Hart Street and Canoga Park, like many local elementary schools, do not have physical education teachers on staff. Through this partnership, CSUN students teach physical education lessons to a total of 1,200 students in 51 classrooms each year.
“The CSUN students teach the physical education lessons, and they give the curriculum information to the classroom teachers so they can use it during the week,” said kinesiology professor Terry Sweeting, who helps coordinate the program. “We call it ‘mutual mentorship.’ It provides the opportunity for a classroom teacher, who also provides advice [to undergraduates] about classroom management and students. We’re trying to develop support systems for the teachers, so that when we leave there next spring, the physical education curriculum and equipment are in place, and the teachers can continue to teach the lessons.
“We’re trying to get them to see, when you get children moving, it complements what they’re doing in the classroom,” Sweeting added. “This is a part of the whole child and the learning experience.”
CSUN and its partners targeted the Canoga Park area because researchers noticed that the low-income community struggled with high rates of childhood obesity, Sweeting said. Faculty and graduate students in the university’s Marilyn Magaram Center for Food Science, Nutrition and Dietetics also are collaborating on the project. Under the supervision of former CSUN nutrition professor Michelle Barrack-Gardner, a few CSUN students teach nutrition education workshops after school at Hart Street and Canoga Park elementary schools, complementing the physical education curriculum that kinesiology students and teachers offer during the school day.
“[The children] taste different fruits and vegetables and learn to read food labels for nutrition information,” Sweeting said. “Children can be the ones to go home and teach their parents this information. They can have a huge influence at home.”
In the physical education lessons, CSUN kinesiology students focus on improving the kids’ cardiovascular fitness and strength — and honing fundamental movement skills such as throwing, jumping and kicking. For children in the upper grades, the undergraduates introduce activities such as soccer, basketball and rhythmic skills.
“It definitely has benefited the students, but also our teachers and the CSUN students as well,” said Curtis Johnson, principal of Hart Street Elementary. “They are providing a stronger physical fitness program that is well-established, that has a warm up, a cool down — it’s a proper fitness program.
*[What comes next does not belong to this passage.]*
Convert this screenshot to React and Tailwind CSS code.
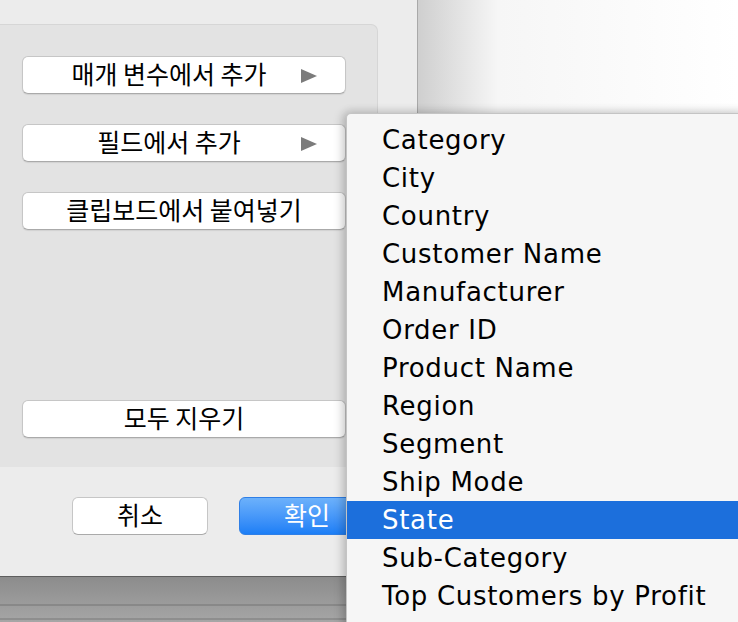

“Through [the program], the teachers have realized that we have to teach the whole student,” Johnson said. “If they’re physically fit and leading healthy lifestyles, it’s going to help their learning as well.”
The elementary school kids look forward to the time outdoors with their CSUN student instructors as they learn new games and activities to play during recess. At the same time, the Hart Street and Canoga Park teachers are feeling more empowered to teach this subject, Johnson said.
CSUN project organizers said they hope the program leads to better health and well-being for families throughout Canoga Park.
“For some kids, that’s the only place they get to show what they’re excellent at — through movement,” Sweeting said. “The undergrads also are learning about the value of physical education at the elementary school level and the value of getting a degree in this area, where they can make an impact. We’re beginning to see ripple effects of the benefits from this project.”